Sunday, September 27, 2009

Lowside of the Road by Barney Hoskyns

An extremely unauthorized bio of Tom Waits, this book leads us from Waits' beginnings at the Troubador up until the Glitter and Doom tour this past year.

Honestly, I mostly never really want to know the person behind my favorite music and Waits has become one of my top favorites. I don't know, I guess I always figure that I'll be really disappointed if the person turns out to be a jackass and kicks puppies or something. I'm still a huge fan of Waits, probably even more so now.

This took forever to read because I didn't realize (or pay attention to the fact that) I missed almost everything in Waits' early career. I pretty much was introduced around Swordfishtrombone and went from there. The Waits I always liked was the gruff, hoarse, eccentric who pounded on chest of drawers to get percussion (Mule Variations being one of my absolute favorites). Who knew?

I ended up downloading virtually everything in the Waits discography and listening to it as I read the book, which accounts for why it took so damn long to finish. Closing Time is a Waits I never knew existed and one that I really like, although it doesn't eclipse the post-swordfish era.

Although I disagreed with the author....often...I still think this had a lot of great insight into the making of everything in the Waits vault and is fairly well rounded. Clearly there are issues with Brennan being a songwriting partner that I don't have, but to each their own

Saturday, September 5, 2009

When Things Fall Apart by Pema Chodron

Chodron is an American Buddhist nun and is apparently a prolific writer. Going through some difficult times now, this book called to me from the Border's book shelf.

I'm going to admit that I started off reading this book thinking "What the hell are you talking about?" Leaning into the sharp points, facing your demons, embracing suffering - all sounds well and good but HOW do you do it? Buddhism is all abut guidelines and rarely ever says "Here is how you do this"

The more I read, though, the more I got it. I need to be kinder to myself. Less critical, less admonishment. The underlying factor here is if you can't have compassion for yourself, it's going to be difficult to be compassionate towards others. There is no right or wrong, no good or evil. Things just ARE. We're all here for a short time, so why not give yourself a break and lighten up a little?

I'm a classic case of escapism. When things are difficult, I do my best but I always retreat; into books, classes, knitting, what have you. Chodron encourages us to not reach for comfort when things go rotten. That's going to be mighty hard to do.

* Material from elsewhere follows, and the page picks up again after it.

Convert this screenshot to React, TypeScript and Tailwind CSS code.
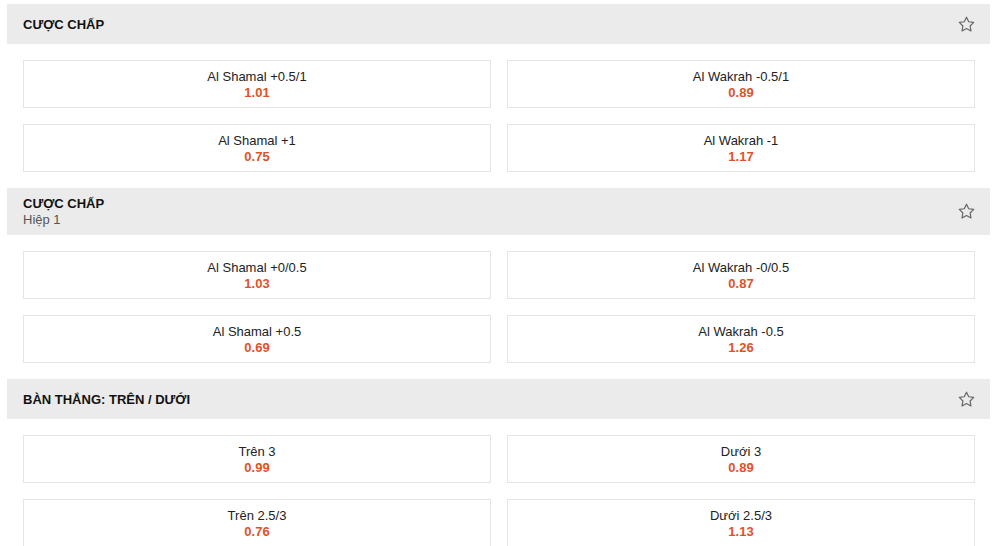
import React from "react";

type Odd = { label: string; price: string };

const sections: { title: string; sub?: string; rows: [Odd, Odd][] }[] = [
  {
    title: "CƯỢC CHẤP",
    rows: [
      [
        { label: "Al Shamal +0.5/1", price: "1.01" },
        { label: "Al Wakrah -0.5/1", price: "0.89" },
      ],
      [
        { label: "Al Shamal +1", price: "0.75" },
        { label: "Al Wakrah -1", price: "1.17" },
      ],
    ],
  },
  {
    title: "CƯỢC CHẤP",
    sub: "Hiệp 1",
    rows: [
      [
        { label: "Al Shamal +0/0.5", price: "1.03" },
        { label: "Al Wakrah -0/0.5", price: "0.87" },
      ],
      [
        { label: "Al Shamal +0.5", price: "0.69" },
        { label: "Al Wakrah -0.5", price: "1.26" },
      ],
    ],
  },
  {
    title: "BÀN THẮNG: TRÊN / DƯỚI",
    rows: [
      [
        { label: "Trên 3", price: "0.99" },
        { label: "Dưới 3", price: "0.89" },
      ],
      [
        { label: "Trên 2.5/3", price: "0.76" },
        { label: "Dưới 2.5/3", price: "1.13" },
      ],
    ],
  },
];

const StarIcon = () => (
  <svg
    width="19"
    height="19"
    viewBox="0 0 24 24"
    fill="none"
    stroke="#666"
    strokeWidth={1.5}
    strokeLinejoin="round"
    strokeLinecap="round"
  >
    <path d="M12 2.8l2.8 5.7 6.3.9-4.55 4.45 1.07 6.27L12 17.15l-5.62 2.97 1.07-6.27L2.9 9.4l6.3-.9z" />
  </svg>
);

const OddCard = ({ odd }: { odd: Odd }) => (
  <div className="flex-1 h-[48px] pt-[2px] border border-[#e5e5e5] bg-white flex flex-col items-center justify-center leading-[16px]">
    <span className="text-[13px] text-[#222]">{odd.label}</span>
    <span className="text-[13px] font-bold text-[#df5228]">{odd.price}</span>
  </div>
);

const App = () => {
  return (
    <div
      className="bg-white min-h-[546px] pl-[7px] pr-[11px] pt-[4px]"
      style={{ fontFamily: '"Liberation Sans", Arial, sans-serif' }}
    >
      {sections.map((section, i) => (
        <div key={i} className="mb-4">
          {/* section header */}
          <div
            className={`bg-[#ebebeb] flex items-center justify-between pl-4 pr-[14px] ${
              section.sub ? "h-[47px]" : "h-[40px] pt-[1px]"
            }`}
          >
            <div className="flex flex-col leading-[16px]">
              <span className="text-[13px] font-bold text-[#111]">
                {section.title}
              </span>
              {section.sub && (
                <span className="text-[13px] text-[#555]">{section.sub}</span>
              )}
            </div>
            <StarIcon />
          </div>
          <div className="pl-4 pr-[15px] pt-4 flex flex-col gap-4">
            {section.rows.map((row, j) => (
              <div key={j} className="flex gap-4">
                <OddCard odd={row[0]} />
                <OddCard odd={row[1]} />
              </div>
            ))}
          </div>
        </div>
      ))}
    </div>
  );
};

export default App;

There's a really good chapter about not harming others. While you may not deliberately harm people, chances are you are doing harm when you're upset, embarrassed, angry, etc. Words, actions, emotions all mean the world and you have to be aware of what you say, do and feel. Being aware of how you react to things is even applauded as a great first step.

I'm going to try to put these things into practice. We'll see how it goes :)

Tuesday, September 1, 2009

Dissecting Death by Frederick Zugibe MD

This book coins itself as secrets of a medical examiner. If you like CSI (and you can read) you'll probably really like this book. It's not flashy with lots of weird angles like CSI but it's well written and plain spoken about the life of a medical examiner.

Looking up the good doctor, I see he is very well known for his research on crucifixion. That explains why the last section of the book explains why Mel Gibson's Passion of Christ (or whatever) was medically incorrect.

Zugibe goes over 10 cases that show various points of the forensic field. One case involves a woman found slashed and stabbed in the woods and they must determine time of death; apparently a very tricky thing to do despite what the tv shows say. Another case provides them with a few bones found in a grave, along with pieces of material, and they must determine if it could be a missing reporter.

Zugibe explains in plain English DNA testing, bone testing, insect forensics, etc. All very interesting and, dare I say, educational.